Western Muslims are a friendless and wounded community deserving condolences. Had the five British Muslims detained in the Yemen been white, would there have been the same apparent indifference to their plight? Formal citizenship does not guarantee economic, political or intellectual citizenship: having a passport is only the beginning of equality. The right to be different does not imply extra rights for a minority. It implies the same rights.

The media have generally tended to assume the guilt of the five Britons accused of sabotage and terrorism against Western targets. Robin Cook has asked the Yemenis to allow British consular staff to attend sessions in open court and due process of law has been promised. Mr Cook is, however, being urged by many MPs to allow Islamic law to take its course in the case of these men. But why should their innocence be doubted? Their families say they went to the Yemen to learn the purest dialect of Arabic. It is uncharitable to doubt this claim. Hate generalises; love specifies, and seeks to understand. Think of the sympathy shown to a white British au pair accused in America and the two nurses who were actually convicted of murder in Saudi Arabia.

With the collapse of Communism, Western intelligence services have little to do other than monitor the activities of animal rights and Muslim "fundamentalists". Muslims are seen, as Communists were before them, as poor people in search of social revenge. Even rhetorical violence, by justifiably angry Muslims, against all too real Western violence is seen as subversive. Unsurprisingly, we have a British Muslim community that increasingly sees self-segregation as the only way to maintain its dignity and identity. Soon we shall need trained intermediaries to negotiate between it and the state.
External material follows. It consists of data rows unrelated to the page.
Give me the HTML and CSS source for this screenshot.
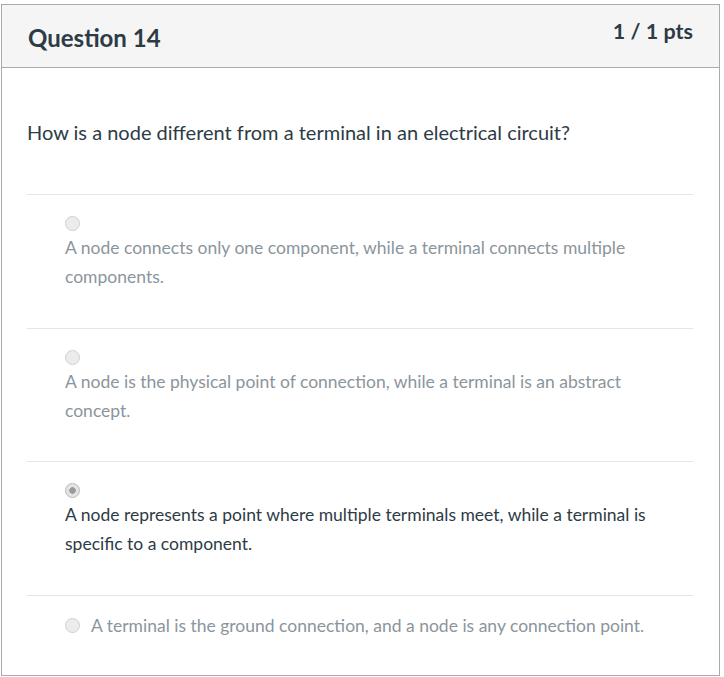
FILE: index.html
```html
<!DOCTYPE html>
<html>
<head>
<meta charset="utf-8">
<link rel="stylesheet" href="styles.css">
</head>
<body>
<div class="question">
  <div class="header">
    <h2 class="title">Question 14</h2>
    <div class="pts">1 / 1 pts</div>
  </div>
  <div class="content">
    <p class="qtext">How is a node different from a terminal in an electrical circuit?</p>
    <div class="answers">
      <div class="answer">
        <span class="radio"></span>
        <div class="atext">A node connects only one component, while a terminal connects multiple components.</div>
      </div>
      <div class="answer short">
        <span class="radio"></span>
        <div class="atext">A node is the physical point of connection, while a terminal is an abstract concept.</div>
      </div>
      <div class="answer selected">
        <span class="radio checked"></span>
        <div class="atext">A node represents a point where multiple terminals meet, while a terminal is specific to a component.</div>
      </div>
      <div class="answer inline">
        <span class="radio"></span>
        <div class="atext">A terminal is the ground connection, and a node is any connection point.</div>
      </div>
    </div>
  </div>
</div>
</body>
</html>
```

FILE: styles.css
```css
html, body {
  margin: 0;
  padding: 0;
  background: #fff;
}
body {
  font-family: Lato, "Liberation Sans", sans-serif;
  color: #2d3b45;
}
.question {
  box-sizing: border-box;
  width: 719px;
  height: 672px;
  margin: 4px 0 0 1px;
  border: 1px solid #aaaaaa;
}
.header {
  box-sizing: border-box;
  height: 63px;
  background: #f5f5f5;
  border-bottom: 1px solid #aaaaaa;
  display: flex;
  justify-content: space-between;
  align-items: flex-start;
  padding: 0 26px 0 26px;
}
.title {
  margin: 0;
  font-size: 24px;
  font-weight: 700;
  line-height: 30px;
  padding-top: 18px;
}
.pts {
  font-size: 21.5px;
  font-weight: 700;
  line-height: 26px;
  padding-top: 13px;
}
.content {
  padding: 0 26px 0 25px;
}
.qtext {
  margin: 0;
  padding-top: 50px;
  font-size: 20px;
  line-height: 28px;
}
.answers {
  margin-top: 48px;
}
.answer {
  border-top: 1px solid #e6e6e6;
  padding: 21px 20px 0 38px;
  height: 112px;
  color: #8b959c;
}
.answer.short {
  height: 111px;
}
.answer.selected {
  color: #2d3b45;
}
.radio {
  display: block;
  box-sizing: border-box;
  width: 15px;
  height: 15px;
  border-radius: 50%;
  border: 1px solid #d0d0d0;
  background: #ececec;
}
.radio.checked {
  background: radial-gradient(circle, #9a9a9a 0 3px, #e4e4e4 3.5px);
  border-color: #b8b8b8;
}
.atext {
  font-size: 17.5px;
  line-height: 29px;
  margin-top: 2px;
}
.answer.inline {
  display: flex;
  align-items: center;
  gap: 11px;
  height: auto;
  padding-top: 15px;
}
.answer.inline .atext {
  margin-top: 0;
}
```
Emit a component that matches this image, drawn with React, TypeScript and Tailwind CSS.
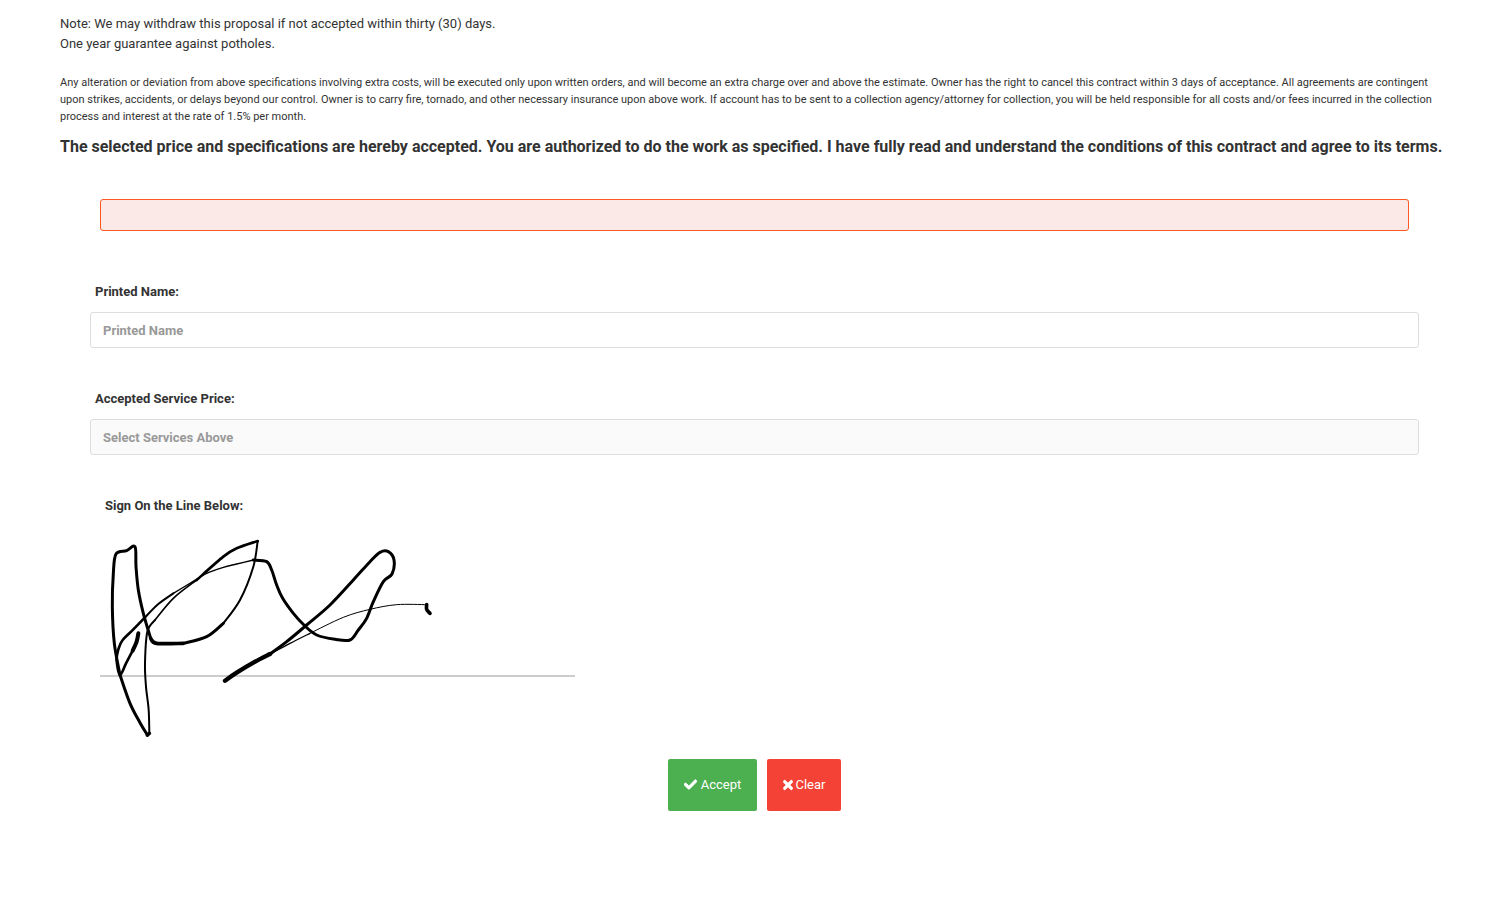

There will be little to celebrate on Eid, yet the Koran lays a firm veto on despair. Muslims suffer because they believe: they take Western rhetoric about universal human rights at face value and are subsequently disappointed to find that behind the idealistic language lurks the brute fact, which is sadly true in all civilisations, that Might is Right. Perhaps there is an implied flattery in the accusation that the West is, in practice, unconsciously hypocritical. Muslims believed that integrity prompted the high-principled statements of Western politicians. It is a shock when the realisation comes that they are too myopic to see into the heart of their own double standards.